- From: Stefan Eissing <stefan.eissing@greenbytes.de>
- Date: Fri, 13 Dec 2002 10:11:53 +0100
- To: Tim Bray <tbray@textuality.com>
- Cc: WWW-Tag <www-tag@w3.org>
Am Freitag, 13.12.02, um 09:08 Uhr (Europe/Berlin) schrieb Tim Bray: > > For your pleasure at http://www.textuality.com/tag/uri-comp-2.html - > incorporating all the really excellent editorial feedback and with the > benefit of a transcontinential airline flight to stamp out > infelicities of language and thought. Excellent read. > By the way, I'm really looking for input on what I'll call the %61 > issue; having trouble believing that RFC2396 really is saying what I > think it's saying. I bounced it off John Cowan at the XML conference > and he seemed to think I might be right, which is upsetting. -Tim > RFC 2396 Ch. 2.1 " In the simplest case, the original character sequence contains only characters that are defined in US-ASCII, and the two levels of mapping are simple and easily invertible: each 'original character' is represented as the octet for the US-ASCII code for it, which is, in turn, represented as either the US-ASCII character, or else the "%" escape sequence for that octet." I think that pretty much defines that 'a' is either 'a' or '%61' no matter the charset applied elsewhere.
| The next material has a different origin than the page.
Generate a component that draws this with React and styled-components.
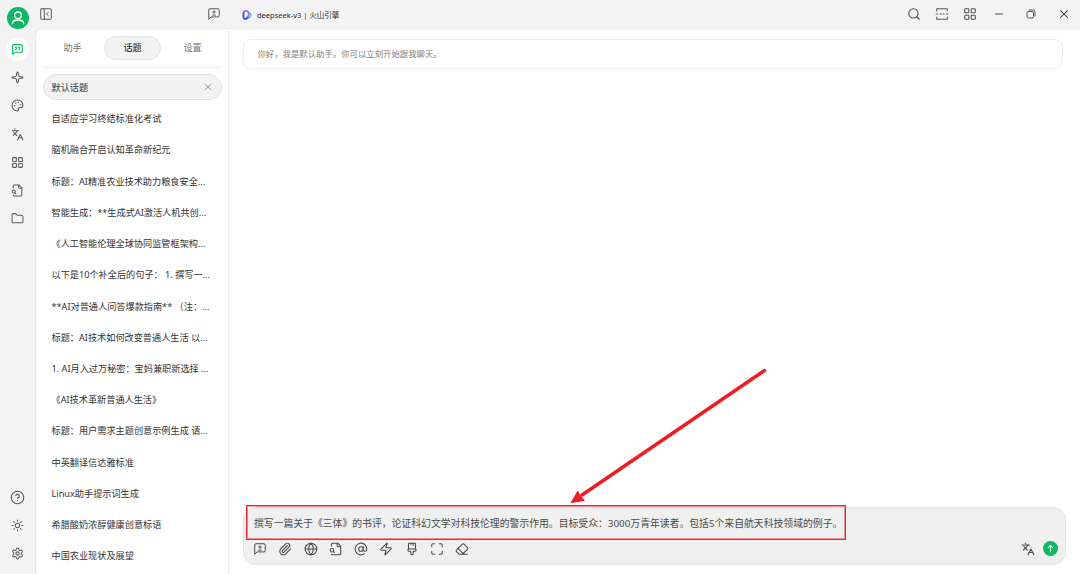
import React from 'react';
import styled, { createGlobalStyle, css } from 'styled-components';
import {
    AtSign, CircleHelp, Eraser, Folder, Globe, Languages, LayoutGrid, Maximize,
    Minus, PaintbrushVertical, Palette, Paperclip, Search, Sparkle, Sun, X, Zap,
} from 'lucide-react';

const GlobalStyle = createGlobalStyle`
    * { box-sizing: border-box; }
    body {
        margin: 0;
        overflow: hidden;
        background: #f3f3f3;
        font-family: "Noto Sans", "Noto Sans CJK SC", sans-serif;
        color: #333;
    }
`;

const Window = styled.div`
    position: relative;
    display: flex;
    width: 1080px;
    height: 574px;
    background: #f3f3f3;
    overflow: hidden;
`;

const Rail = styled.nav`
    display: flex;
    flex-direction: column;
    align-items: center;
    justify-content: space-between;
    width: 35px;
    padding: 7px 0 9px;
`;

const RailGroup = styled.div`
    display: flex;
    flex-direction: column;
    align-items: center;
    gap: 5.1px;
`;

const Avatar = styled.div`
    display: flex;
    align-items: center;
    justify-content: center;
    width: 22px;
    height: 22px;
    margin: 0 0 4.2px 0;
    border-radius: 50%;
    background: #0bb963;
    color: #fff;
`;

const RailButton = styled.div`
    display: flex;
    align-items: center;
    justify-content: center;
    width: 23px;
    height: 23px;
    border-radius: 50%;
    color: #5a5a5a;
    ${({ $active }) => $active && css`
        background: #fff;
        color: #0bb963;
    `}
`;

const Workspace = styled.div`
    display: flex;
    flex-direction: column;
    flex: 1;
`;

const TitleBar = styled.header`
    display: flex;
    align-items: center;
    height: 28px;
    color: #555;
`;

const PanelTools = styled.div`
    display: flex;
    justify-content: space-between;
    width: 193px;
    padding: 0 7px 0 4px;
`;

const ModelName = styled.div`
    display: flex;
    align-items: center;
    gap: 5px;
    flex: 1;
    padding: 1px 0 0 13px;
    font-size: 7.5px;
    line-height: 14px;
    color: #2a2a2a;
    white-space: nowrap;
`;

const WindowTools = styled.div`
    display: flex;
    align-items: center;
    gap: 14px;
    padding-right: 9px;
`;

const WindowControls = styled.div`
    display: flex;
    align-items: center;
    gap: 20px;
    margin-left: 2px;
`;

const Content = styled.div`
    display: flex;
    flex: 1;
    min-height: 0;
    border: 1px solid #e9e9e9;
    border-right: 0;
    border-bottom: 0;
    border-top-left-radius: 8px;
    background: #fff;
`;

const Sidebar = styled.aside`
    width: 193px;
    padding: 7px 6px 0 7px;
    border-right: 1px solid #ececec;
    overflow: hidden;
`;

const Tabs = styled.div`
    display: flex;
    justify-content: space-between;
    padding: 0 1px 7px 1px;
    margin-bottom: 6px;
    border-bottom: 1px solid #ececec;
`;

const Tab = styled.div`
    width: 57px;
    height: 24px;
    border: 1px solid ${({ $active }) => ($active ? '#e4e4e4' : 'transparent')};
    border-radius: 12px;
    background: ${({ $active }) => ($active ? '#f2f2f2' : 'transparent')};
    color: ${({ $active }) => ($active ? '#111' : '#777')};
    font-size: 9.13px;
    line-height: 22px;
    text-align: center;
`;

const Topic = styled.div`
    display: flex;
    align-items: center;
    justify-content: space-between;
    height: 26px;
    margin-bottom: 5.23px;
    padding: 0 7px 0 7.5px;
    border: 1px solid ${({ $active }) => ($active ? '#e2e2e2' : 'transparent')};
    border-radius: 13px;
    background: ${({ $active }) => ($active ? '#f2f2f2' : 'transparent')};
    font-size: 9.17px;
    color: #333;
    white-space: pre;
    svg { color: #999; }
`;

const Chat = styled.main`
    display: flex;
    flex-direction: column;
    justify-content: space-between;
    flex: 1;
    padding: 10px 14px 9px;
`;

const Prompt = styled.div`
    height: 30px;
    margin-right: 3px;
    padding: 0 13.5px;
    border: 1px solid #ececec;
    border-radius: 8px;
    font-size: 8.4px;
    line-height: 28px;
    color: #808080;
`;

const Composer = styled.div`
    display: flex;
    flex-direction: column;
    justify-content: space-between;
    height: 58px;
    padding: 7px 7px 8px 9px;
    border: 1px solid #e2e2e2;
    border-radius: 13px;
    background: #f0f0f0;
    color: #4a4a4a;
`;

const Draft = styled.div`
    padding-left: 1px;
    font-size: 9.84px;
    line-height: 16px;
    white-space: nowrap;
`;

const Toolbar = styled.div`
    display: flex;
    align-items: center;
    justify-content: space-between;
`;

const ToolGroup = styled.div`
    display: flex;
    align-items: center;
    gap: ${({ $gap }) => $gap};
`;

const Send = styled.div`
    display: flex;
    align-items: center;
    justify-content: center;
    width: 15px;
    height: 15px;
    border-radius: 50%;
    background: #0bb963;
    color: #fff;
`;

const Highlight = styled.div`
    position: absolute;
    left: 246px;
    top: 505px;
    width: 600px;
    height: 35px;
    border: 1px solid #ec2730;
    box-shadow: inset 0 0 0 1px rgba(236, 39, 48, 0.5);
`;

const Arrow = styled.svg`
    position: absolute;
    left: 560px;
    top: 360px;
`;

const icon = { size: 14, strokeWidth: 1.85 };
// odd size keeps the glyph centred in the 23px rail button
const railIcon = { size: 13, strokeWidth: 1.9 };

const Glyph = ({ size = 14, stroke = 1.85, children }) => (
    <svg width={size} height={size} viewBox="0 0 24 24" fill="none" stroke="currentColor" strokeWidth={stroke} strokeLinecap="round" strokeLinejoin="round">
        {children}
    </svg>
);

const bubble = 'M21 15a2 2 0 0 1-2 2H7l-4 4V5a2 2 0 0 1 2-2h14a2 2 0 0 1 2 2z';

const UserIcon = () => (
    <Glyph size={16} stroke={2}>
        <circle cx="12" cy="8" r="5" />
        <path d="M3.500 20.500c0-3.500 3-5.500 8.500-5.500s8.500 2 8.500 5.500" />
    </Glyph>
);

const QuoteBubble = () => (
    <Glyph size={13} stroke={2}>
        <path d={bubble} />
        <path d="M8 12a2 2 0 0 0 2-2V8H8" />
        <path d="M14 12a2 2 0 0 0 2-2V8h-2" />
    </Glyph>
);

const NewTopic = () => (
    <Glyph stroke={1.7}>
        <path d={bubble} />
        <path d="M9 8.600h6M12 6v5.200M9 13.800h6" strokeLinecap="butt" />
    </Glyph>
);

const FileSearch = ({ size }) => (
    <Glyph size={size}>
        <path d="M14 2v4a2 2 0 0 0 2 2h4" />
        <path d="M4.268 21a2 2 0 0 0 1.727 1H18a2 2 0 0 0 2-2V7l-5-5H6a2 2 0 0 0-2 2v3" />
        <path d="m9 18-1.500-1.500" />
        <circle cx="5" cy="14" r="3" />
    </Glyph>
);

const Gear = () => (
    <Glyph size={13} stroke={1.9}>
        <path d="M12.220 2h-.440a2 2 0 0 0-2 2v.180a2 2 0 0 1-1 1.730l-.430.250a2 2 0 0 1-2 0l-.150-.080a2 2 0 0 0-2.730.730l-.220.380a2 2 0 0 0 .730 2.730l.150.100a2 2 0 0 1 1 1.720v.510a2 2 0 0 1-1 1.740l-.150.090a2 2 0 0 0-.730 2.730l.220.380a2 2 0 0 0 2.730.730l.150-.080a2 2 0 0 1 2 0l.430.250a2 2 0 0 1 1 1.730V20a2 2 0 0 0 2 2h.440a2 2 0 0 0 2-2v-.180a2 2 0 0 1 1-1.730l.430-.250a2 2 0 0 1 2 0l.150.080a2 2 0 0 0 2.730-.730l.220-.390a2 2 0 0 0-.730-2.730l-.150-.080a2 2 0 0 1-1-1.740v-.500a2 2 0 0 1 1-1.740l.150-.090a2 2 0 0 0 .730-2.730l-.220-.380a2 2 0 0 0-2.730-.730l-.150.080a2 2 0 0 1-2 0l-.430-.250a2 2 0 0 1-1-1.730V4a2 2 0 0 0-2-2z" />
        <circle cx="12" cy="12" r="3" />
    </Glyph>
);

const CollapsePanel = () => (
    <Glyph stroke={1.7}>
        <rect x="3" y="3" width="18" height="18" rx="1" />
        <path d="M9 3v18M16 9l-3 3 3 3" />
    </Glyph>
);

const NarrowMode = () => (
    <Glyph stroke={1.8}>
        <path d="M3 7V3h18v4M3 17v4h18v-4" />
        <path d="M2 12h2.500M8.500 12h2M13.500 12h2M19.500 12H22" />
    </Glyph>
);

const Restore = () => (
    <Glyph size={12} stroke={2}>
        <rect x="4" y="7" width="13" height="13" rx="3" />
        <path d="M8 4h8a4 4 0 0 1 4 4v8" />
    </Glyph>
);

const Logo = () => (
    <svg width="11" height="12" viewBox="0 0 22 24" fill="none">
        <circle cx="11" cy="12" r="11" fill="#fff" />
        <path d="M14 18c5-1 7-7 3-10" stroke="#3adbc4" strokeWidth="4" strokeLinecap="round" />
        <path d="M5 9c0-6 8-7 10-2 1 3 0 6-1 8" stroke="#a46af7" strokeWidth="3.600" strokeLinecap="round" />
        <path d="M5 9v8c1 4 6 4 8 0" stroke="#4448f8" strokeWidth="3.800" strokeLinecap="round" />
    </svg>
);

const topics = [
    '自适应学习终结标准化考试',
    '脑机融合开启认知革命新纪元',
    '标题：AI精准农业技术助力粮食安全...',
    '智能生成：**生成式AI激活人机共创...',
    '《人工智能伦理全球协同监管框架构...',
    '以下是10个补全后的句子： 1. 撰写一...',
    '**AI对普通人问答爆款指南** （注：...',
    '标题：AI技术如何改变普通人生活 以...',
    '1. AI月入过万秘密：宝妈兼职新选择 ...',
    '《AI技术革新普通人生活》',
    '标题：用户需求主题创意示例生成 请...',
    '中英翻译信达雅标准',
    'Linux助手提示词生成',
    '希腊酸奶浓醇健康创意标语',
    '中国农业现状及展望',
];

const App = () => {
    return (
        <Window lang="zh-CN">
            <GlobalStyle />
            <Rail>
                <RailGroup>
                    <Avatar><UserIcon /></Avatar>
                    <RailButton $active><QuoteBubble /></RailButton>
                    <RailButton><Sparkle {...railIcon} /></RailButton>
                    <RailButton><Palette {...railIcon} /></RailButton>
                    <RailButton><Languages {...railIcon} /></RailButton>
                    <RailButton><LayoutGrid {...railIcon} /></RailButton>
                    <RailButton><FileSearch size={13} /></RailButton>
                    <RailButton><Folder {...railIcon} /></RailButton>
                </RailGroup>
                <RailGroup>
                    <RailButton><CircleHelp size={15} strokeWidth={1.8} /></RailButton>
                    <RailButton><Sun {...railIcon} /></RailButton>
                    <RailButton><Gear /></RailButton>
                </RailGroup>
            </Rail>
            <Workspace>
                <TitleBar>
                    <PanelTools>
                        <CollapsePanel />
                        <NewTopic />
                    </PanelTools>
                    <ModelName>
                        <Logo />
                        <span>deepseek-v3 | 火山引擎</span>
                    </ModelName>
                    <WindowTools>
                        <Search {...icon} />
                        <NarrowMode />
                        <LayoutGrid {...icon} />
                        <WindowControls>
                            <Minus size={12} strokeWidth={2} />
                            <Restore />
                            <X size={14} strokeWidth={1.8} color="#333" />
                        </WindowControls>
                    </WindowTools>
                </TitleBar>
                <Content>
                    <Sidebar>
                        <Tabs>
                            <Tab>助手</Tab>
                            <Tab $active>话题</Tab>
                            <Tab>设置</Tab>
                        </Tabs>
                        <Topic $active>
                            默认话题
                            <X size={12} strokeWidth={1.9} />
                        </Topic>
                        {topics.map((topic) => <Topic key={topic}>{topic}</Topic>)}
                    </Sidebar>
                    <Chat>
                        <Prompt>你好，我是默认助手。你可以立刻开始跟我聊天。</Prompt>
                        <Composer>
                            <Draft>撰写一篇关于《三体》的书评，论证科幻文学对科技伦理的警示作用。目标受众：3000万青年读者。包括5个来自航天科技领域的例子。</Draft>
                            <Toolbar>
                                <ToolGroup $gap="11.3px">
                                    <NewTopic />
                                    <Paperclip {...icon} />
                                    <Globe {...icon} />
                                    <FileSearch />
                                    <AtSign {...icon} />
                                    <Zap {...icon} />
                                    <PaintbrushVertical {...icon} />
                                    <Maximize {...icon} />
                                    <Eraser {...icon} />
                                </ToolGroup>
                                <ToolGroup $gap="8px">
                                    <Languages {...icon} />
                                    <Send>
                                        <Glyph size={11} stroke={2.2}><path d="M12 19V5M6.500 10.500 12 5l5.500 5.500" /></Glyph>
                                    </Send>
                                </ToolGroup>
                            </Toolbar>
                        </Composer>
                    </Chat>
                </Content>
            </Workspace>
            <Highlight />
            <Arrow width="220" height="150" viewBox="0 0 220 150">
                <path d="M204.500 10.500 22 135" stroke="#ee1c25" strokeWidth="3.400" strokeLinecap="round" />
                <path d="M11.500 142.500 17.800 131.500 20 136 24 140.500Z" fill="#ee1c25" stroke="#ee1c25" strokeWidth="1.200" strokeLinejoin="round" />
            </Arrow>
        </Window>
    );
};

export default App;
Corrolary, on EBCDIC systems '/' would have to be placed as '/' or '%2f' in URIs. Taking this further: when using character encoding 'X' in URIs, one has to make sure that octets with mappings defined in US-ASCII (<= 0x7f) denote the same characters as US-ASCII does. Otherwise there would be more than 1 character with the same %-encoding in URIs. That would forbid the use of EBCDIC, among others, as base for URI character encoding. Best Regards, Stefan
Received on Friday, 13 December 2002 04:12:22 UTC